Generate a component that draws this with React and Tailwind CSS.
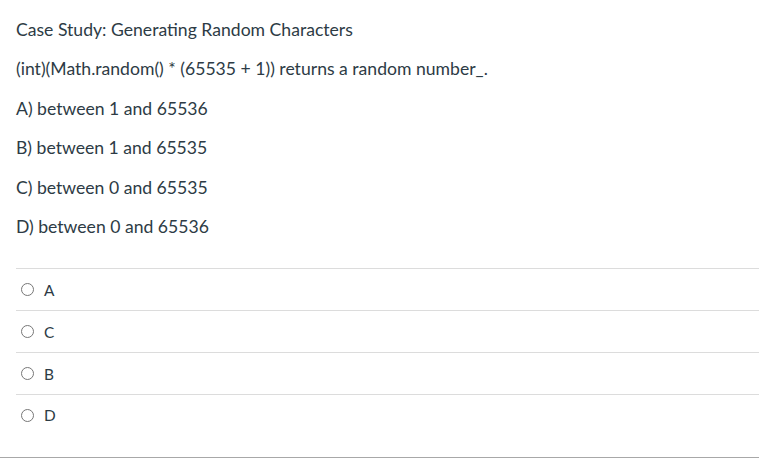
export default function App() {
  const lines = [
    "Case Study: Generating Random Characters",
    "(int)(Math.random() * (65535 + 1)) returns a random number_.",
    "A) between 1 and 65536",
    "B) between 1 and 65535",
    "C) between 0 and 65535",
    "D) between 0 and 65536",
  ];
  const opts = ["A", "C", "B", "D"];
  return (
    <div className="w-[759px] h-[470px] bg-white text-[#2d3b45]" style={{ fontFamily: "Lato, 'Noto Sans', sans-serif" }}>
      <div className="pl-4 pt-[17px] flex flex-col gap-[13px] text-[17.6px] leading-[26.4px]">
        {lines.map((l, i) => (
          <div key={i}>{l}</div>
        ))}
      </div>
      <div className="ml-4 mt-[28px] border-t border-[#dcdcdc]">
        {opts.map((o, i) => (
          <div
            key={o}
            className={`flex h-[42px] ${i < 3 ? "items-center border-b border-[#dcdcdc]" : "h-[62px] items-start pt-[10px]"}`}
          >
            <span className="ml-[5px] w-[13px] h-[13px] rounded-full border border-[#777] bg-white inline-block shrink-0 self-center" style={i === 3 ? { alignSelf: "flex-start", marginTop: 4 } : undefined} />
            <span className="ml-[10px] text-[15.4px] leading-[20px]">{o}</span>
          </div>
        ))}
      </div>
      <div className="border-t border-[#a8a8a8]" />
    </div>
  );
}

◆ ◆ ◆ ◆ ◆

REQUIRED TASK: Copy all the data exactly as written, but skip any picture.

RESULT OF THE TASK:
Generate a component that draws this with React and Tailwind CSS.
export default function App() {
  const lines = [
    "Case Study: Generating Random Characters",
    "(int)(Math.random() * (65535 + 1)) returns a random number_.",
    "A) between 1 and 65536",
    "B) between 1 and 65535",
    "C) between 0 and 65535",
    "D) between 0 and 65536",
  ];
  const opts = ["A", "C", "B", "D"];
  return (
    <div className="w-[759px] h-[470px] bg-white text-[#2d3b45]" style={{ fontFamily: "Lato, 'Noto Sans', sans-serif" }}>
      <div className="pl-4 pt-[17px] flex flex-col gap-[13px] text-[17.6px] leading-[26.4px]">
        {lines.map((l, i) => (
          <div key={i}>{l}</div>
        ))}
      </div>
      <div className="ml-4 mt-[28px] border-t border-[#dcdcdc]">
        {opts.map((o, i) => (
          <div
            key={o}
            className={`flex h-[42px] ${i < 3 ? "items-center border-b border-[#dcdcdc]" : "h-[62px] items-start pt-[10px]"}`}
          >
            <span className="ml-[5px] w-[13px] h-[13px] rounded-full border border-[#777] bg-white inline-block shrink-0 self-center" style={i === 3 ? { alignSelf: "flex-start", marginTop: 4 } : undefined} />
            <span className="ml-[10px] text-[15.4px] leading-[20px]">{o}</span>
          </div>
        ))}
      </div>
      <div className="border-t border-[#a8a8a8]" />
    </div>
  );
}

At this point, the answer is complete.